前原誠司代表は25日午前、都内で、アメリカン・エンタープライズ公共政策研究所(AEI)主催の会議に出席し、「日米同盟の強化と課題 繁栄による世界平和と幸福の実現を目指して」と題して基調講演を行った。
前原代表は冒頭、民主主義と自由主義経済に支えられた日米同盟は、アジア太平洋地域の平和と安定に貢献してきたと指摘し、「繁栄を通じ、平和で豊かな世界とアジアを構築することこそ、日本とアジア地域にとっての究極的な安全保障・防衛になる」と述べた。
その上で、アジアの繁栄に対する21世紀の課題として「中国の台頭」「グローバル化の加速」「国家ではない組織の脅威」の三点に言及。中国については、友好的な関係を構築できるかが将来の日本外交への試金石であるとし、資源エネルギー問題を指摘した。さらに、地理的境界に制約されない国際テロ組織などの非国家アクターの台頭に触れ、各国の安全保障にも直接的に影響を及ぼす観点から、アジア各国の指導者が真剣に対策に取り組むべきとの見解を示した。
続いて前原代表は、日本がとるべき「戦略的で自立的な外交安全保障政策」について、四点を列挙。在日米軍基地問題については、SACO合意の速やかな履行が不可欠だと指摘した。また、北朝鮮問題については、6者協議という多国間の地域の枠組みを重視し、中国の前向きな態度を引き出す外交が求められるとした。さらに「東アジア共同体の構築を否定するものではないが、アメリカの関与が望ましい」と表明し、米国をアジア経済の中につなぎとめるため、米国とのFTA交渉など、効果的な地域的枠組みを推進すべきとの考えを示した。さらに、日本独自の情報収集・分析・評価のインテリジェンス活動を早急に強化する重要性について述べた。
前原代表は「他国との協調関係、特に日米同盟関係の絆をしっかりと戦略的・具体的に見極めることによって、地域・世界の平和と安定が築けるという観点から、政党・政治家として頑張っていきたい」などと決意を表明して締めくくった。
講演後の質疑では、HUMINT(人による情報収集活動)の拡充、中国の軍事的増強への対応、日韓関係について、会場から見解を求められた。

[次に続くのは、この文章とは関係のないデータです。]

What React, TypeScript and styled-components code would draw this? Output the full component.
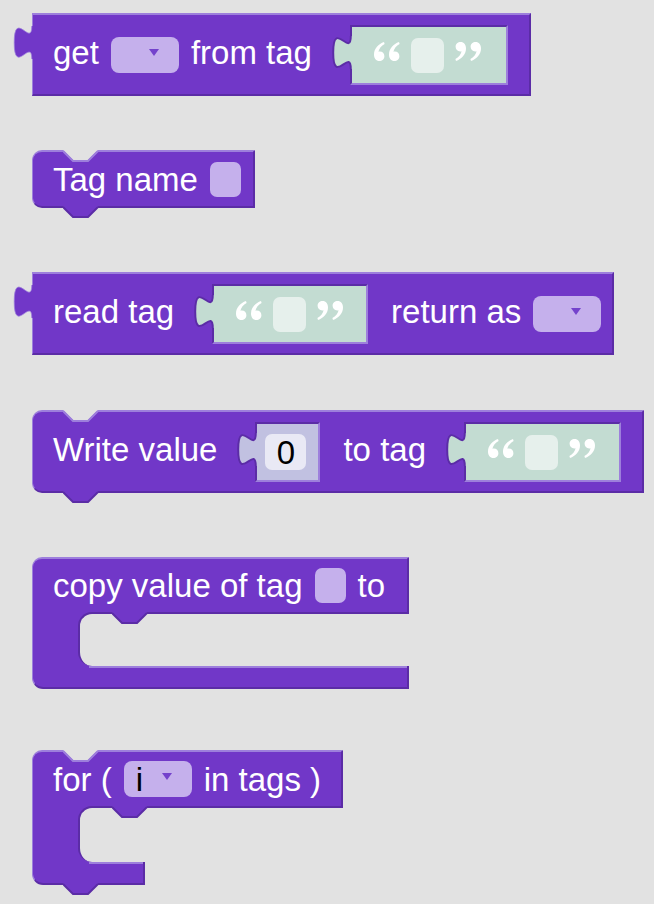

前原代表は、情報収集・分析・評価機能の強化に関して、民主党が与党へ緊急事態基本法の制定を呼びかけているとし、縦割りで情報が共有されず、政策へ落とし込むまでの使い方がされていないと問題点を指摘し、英国の組織の仕組み作りが参考になるとの見解を述べた。
中国の軍事力の問題については「毅然とした対応をとることによってのみ、力による増長を押さえられる」との見解を表明。天然ガス問題にも言及し、民主党による海洋権益法案の提出に触れ、法的措置をとり安全を確保したうえで、日本も開発をするという強い姿勢を見せなければと指摘。将来を見据えた装備の展開や日米同盟関係の役割分担という面から準備をすべきとの認識を示した。
日韓関係については、歴史問題の総括、無宗教の国立追悼施設、FTAの検討を進めるべきなどと語った。